Professor Martineau was the reporter for Wisconsin's Judicial Council Committee on Contempt (1979-80) which drafted ch. 785, STATS., enacted by Laws of 1979, ch. 257, § 11. His article describes the deliberations of the committee.
The Judicial Council Committee Note to §785.03(2), STATS., stated that the exercise of summary contempt authority "does not depend upon whether the person committing the contempt is in custody, contrary to State v. Van Laarhoven . . . ." Judicial Council Committee Note, 1979, § 785.03(2), WlS. STAT. Ann.
With respect to the "embroilment" issue, we quoted at length from United States v.
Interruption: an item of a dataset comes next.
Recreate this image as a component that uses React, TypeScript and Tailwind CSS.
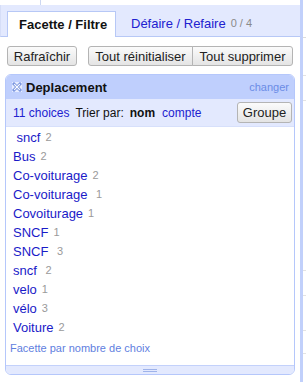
import React from "react";

const items: { label: string; count: number }[] = [
  { label: " sncf", count: 2 },
  { label: "Bus", count: 2 },
  { label: "Co-voiturage", count: 2 },
  { label: "Co-voiturage ", count: 1 },
  { label: "Covoiturage", count: 1 },
  { label: "SNCF", count: 1 },
  { label: "SNCF ", count: 3 },
  { label: "sncf ", count: 2 },
  { label: "velo", count: 1 },
  { label: "vélo", count: 3 },
  { label: "Voiture", count: 2 },
];

const btn =
  "h-[20px] flex items-center justify-center border border-[#b4b4b4] rounded-[3px] bg-gradient-to-b from-[#fbfbfb] to-[#e4e4e4] text-[13px] text-[#222] leading-none";

function CloseIcon() {
  return (
    <svg width="10" height="10" viewBox="0 0 10 10" className="block">
      <rect x="0" y="0" width="10" height="10" fill="#e6ecff" />
      <path d="M2 2 L8 8 M8 2 L2 8" stroke="#7d98e0" strokeWidth="3" strokeLinecap="square" />
      <path d="M2.2 2.2 L7.8 7.8 M7.8 2.2 L2.2 7.8" stroke="#ffffff" strokeWidth="1.1" />
    </svg>
  );
}

export default function App() {
  return (
    <div className="w-[306px] h-[382px] flex bg-white font-['Liberation_Sans',Arial,sans-serif] overflow-hidden">
      <div className="w-[300px] flex flex-col">
        {/* top strip */}
        <div className="h-[5px] flex">
          <div className="ml-[40px] w-px h-full bg-[#ccd7f2]" />
        </div>
        {/* tab bar */}
        <div className="h-[32px] bg-[#e3e9fe] border-b border-[#b7c8f6] flex items-end border-l border-l-[#d6def8]">
          <div className="ml-[6px] -mb-px w-[109px] h-[26px] bg-white border border-b-0 border-[#b7c8f6] flex items-center pl-[11px]">
            <span className="text-[13px] font-bold text-[#111] leading-none">Facette / Filtre</span>
          </div>
          <div className="ml-[15px] h-[26px] flex items-center">
            <span className="text-[13px] text-[#2121d0] leading-none">Défaire / Refaire</span>
            <span className="ml-[5px] text-[11px] text-[#8a8a8a] leading-none">0 / 4</span>
          </div>
        </div>
        {/* buttons */}
        <div className="mt-[9px] flex">
          <div className={`${btn} ml-[7px] w-[70px]`}>Rafraîchir</div>
          <div className={`${btn} ml-[11px] w-[105px] rounded-r-none`}>Tout réinitialiser</div>
          <div className={`${btn} -ml-px w-[101px] rounded-l-none`}>Tout supprimer</div>
        </div>
        {/* facet panel */}
        <div className="mt-[8px] ml-[5px] w-[290px] h-[301px] border border-[#b5c7fb] rounded-[6px] flex flex-col overflow-hidden">
          <div className="h-[24px] bg-[#bfcffd] flex items-center pl-[6px] pr-[5px]">
            <CloseIcon />
            <span className="ml-[4px] text-[13px] font-bold text-[#111] leading-none">Deplacement</span>
            <span className="ml-auto text-[11px] text-[#6b8ce6] leading-none">changer</span>
          </div>
          <div className="h-[28px] bg-[#e3e9fe] border-b border-[#d7e0fb] flex items-center pl-[7px] pr-[2px]">
            <span className="text-[12px] text-[#2121d0] leading-none">11 choices</span>
            <span className="ml-[6px] text-[12px] text-[#111] leading-none">Trier par:</span>
            <span className="ml-[6px] text-[12px] font-bold text-[#111] leading-none">nom</span>
            <span className="ml-[7px] text-[12px] text-[#2121d0] leading-none">compte</span>
            <div className={`${btn} ml-auto w-[55px] h-[21px] text-[12px]`}>Groupe</div>
          </div>
          <div className="flex-1 flex flex-col pt-[1px] bg-white">
            {items.map((it, i) => (
              <div key={i} className="h-[19px] flex items-center pl-[7px] whitespace-pre">
                <span className="text-[13px] text-[#1a1ac8] leading-none">{it.label}</span>
                <span className="ml-[5px] text-[11px] text-[#9a9a9a] leading-none">{it.count}</span>
              </div>
            ))}
            <div className="mt-[4px] pl-[4px] text-[11px] text-[#5f80e0] leading-[14px]">
              Facette par nombre de choix
            </div>
          </div>
          <div className="h-[9px] bg-[#e3e9fe] border-t border-[#c3d1fb] flex flex-col items-center justify-center gap-[1px]">
            <div className="w-[14px] h-px bg-[#9fb3ea]" />
            <div className="w-[14px] h-px bg-[#9fb3ea]" />
          </div>
        </div>
      </div>
      <div className="w-[3px] bg-[#c1d0fb]" />
      <div className="w-[3px] flex flex-col">
        <div className="h-[37px]" />
        <div className="h-px bg-[#dcdcdc]" />
        <div className="h-[37px]" />
        <div className="h-px bg-[#e3e3e3]" />
        <div className="h-[24px]" />
        <div className="h-px bg-[#e3e3e3]" />
        <div className="h-[169px]" />
        <div className="h-px bg-[#e3e3e3]" />
        <div className="h-[24px]" />
        <div className="h-px bg-[#e3e3e3]" />
        <div className="h-[34px]" />
        <div className="h-px bg-[#e3e3e3]" />
        <div className="h-[22px]" />
        <div className="h-px bg-[#e3e3e3]" />
      </div>
    </div>
  );
}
Meyer, 462 F.2d 827, 839 (D.C. Cir. 1972), as follows:
In other words, once a judge has been personally attacked in such a manner that a judge of ordinary sensibilities might naturally be expected to harbor "marked personal feelings" against the attacker, the law must assume that such feelings exist, even though the judge, through admirable forbearance, gives no outward indication that he has been personally affected. This assumption is necessary, presumably, for two reasons. First, personal animosity may in. fact exist in a judge who is outwardly unperturbed; and, second, even if the judge possesses singularly charitable instincts and in fact entertains no personal feelings, the public might reasonably suspect that such was not the case. In this latter situation, disqualification would be necessary in order to protect the integrity of the judiciary — so that "justice ... [can] satisfy the appearance of justice."
State v. Van Laarhoven, 90 Wis. 2d 67, 72 n.2, 279 N.W.2d 488, 490 (Ct. App. 1979).
The Supreme Court has held it to be a violation of due process for a judge who acted as a "one-man grand jury" and before whom the alleged contempt had been committed to judge the contempt even though there was no personal involvement. In re Murchison, 349 U.S. 133, 137 (1955).